Azerbaijan took control of roughly 20 kilometres of the road, which crosses the internationally-recognised Armenia-Azerbaijan border, after the Second Nagorno-Karabakh War. Azerbaijani authorities have accused the trucks of ferrying goods to Nagorno-Karabakh.
[Read more: Azerbaijan levies duties on vehicles going through Armenia’s Goris-Kapan road]
This is not the first time reports of Israeli jets in Azerbaijan have emerged. In 2012, Foreign Policy magazine cited four senior American diplomats and military intelligence officers as saying that the US believed Israel had been granted access to an airbase in Azerbaijan.
In July 2020, Azerbaijan denied that its airspace was used for a drone attack on Iranian nuclear facilities.
Israeli officials frequently make statements vowing to thwart any attempt by Iran to engineer a nuclear bomb.

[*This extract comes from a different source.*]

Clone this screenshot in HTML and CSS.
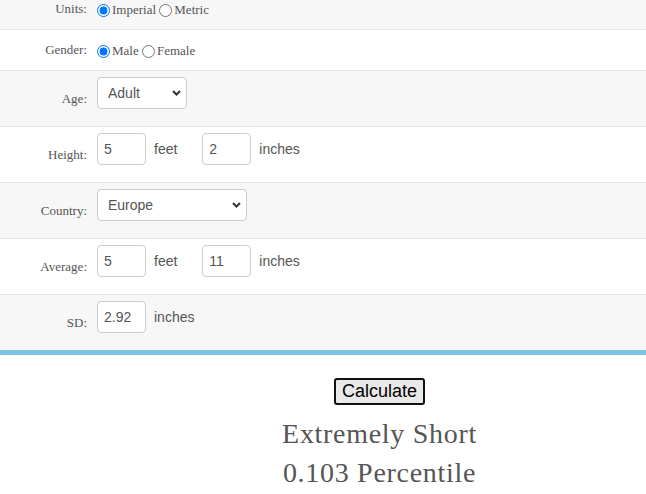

A number of assassinations of nuclear scientists and cyber-attacks on suspected Iranian nuclear facilities have been widely attributed to Israel.
Israel and Azerbaijan enjoy close relations, with Israel selling billions of dollars worth of military equipment to Azerbaijan, including sophisticated drones.
A 2009 US Embassy cable leaked via Wikileaks reported that the two countries enjoyed even closer relations than publicly admitted, quoting President Aliyev as describing relations ‘like an iceberg, nine-tenths of it is below the surface’. The cable said that ‘both rank Iran as an existential security threat’.
OC Media has reached out to the Israeli Defence Forces for comment.